Re: dense rational functions with prescribed poles



On Wed, 29 Mar 2006 11:59:50 -0800, The World Wide Wade
<waderameyxiii@xxxxxxxxxxxxxxxxxxxx> wrote:

In article <e0ehm9$pgl$1@xxxxxxxxxxxxxxxxxxxxxx>,
israel@xxxxxxxxxxx (Robert Israel) wrote:

In article <25765172.1143654172917.JavaMail.jakarta@xxxxxxxxxxxxxxxxxxxxxx>,
eugene <jane1806@xxxxxxx> wrote:
On Wed, 29 Mar 2006 08:32:57 EST, eugene
<jane1806@xxxxxxx> wrote:

I have the following function: what condition should
me impose on the set S={\alpha_1,...,\alpha_n,...}
such that the set of rational functions with poles
from S to be dense in L^1 sense in L_1[-pi,pi].
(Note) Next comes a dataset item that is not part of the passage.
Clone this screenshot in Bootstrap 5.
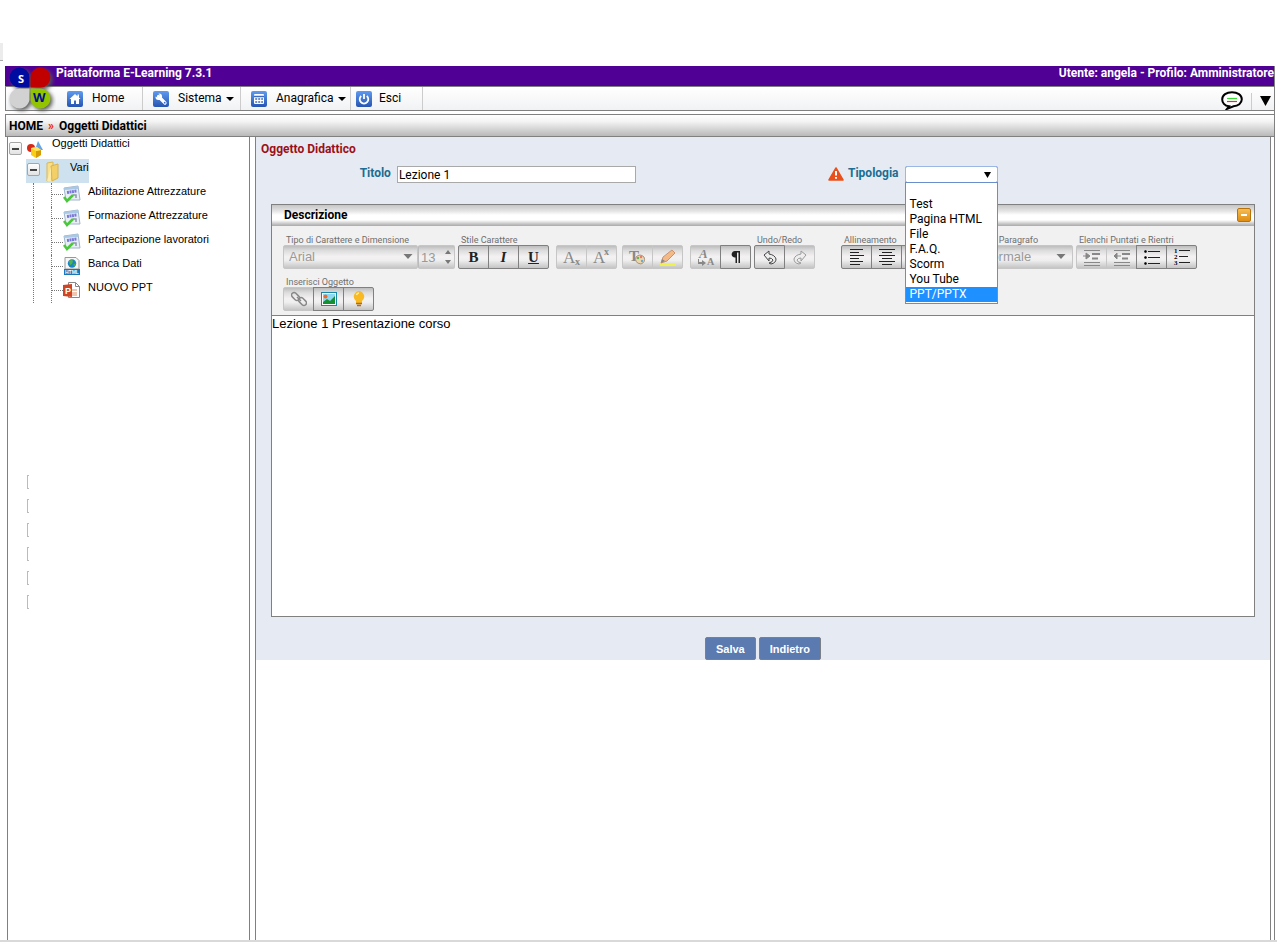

Um, the polynomials are dense in L^1(-pi,pi).

I was actually interested in rational fucntions with poles from
\alpha_1,\alpha,...\alpha_n,... -polynomials are surely a particular
case of rational fucntions, but they don't have poles- i was interested
in non-trivial cases.
Thanks

Given f in L^1 and epsilon > 0, first approximate f with a polynomial
and then add delta/(x-alpha_1) where delta is very small (assuming
alpha_1 is not in the interval [-pi,pi]).

Nonconstant polynomials could be viewed as having poles at
infinity; conceivably he wants to disallow those unless infinity
is in S. If so, the condition would seem to be that S intersect
[-Pi,Pi] is empty. If infinity is in S, the polynomials are
dense. If not, choose any alpha in S and by Stone-Weierstrass,
polynomials in 1/(x-alpha) will be dense. That assumes alpha is
real. If alpha is complex, I think the conclusion is still true
by Runge's Theorem.

Seems right to me. (Or just look at a pole-pushing proof of
Runge's theorem: If alpha is not in the interval then the
closure of polynomials in 1/(a-alpha) is the same as the
closure of the polynomials.)


************************

David C. Ullrich
.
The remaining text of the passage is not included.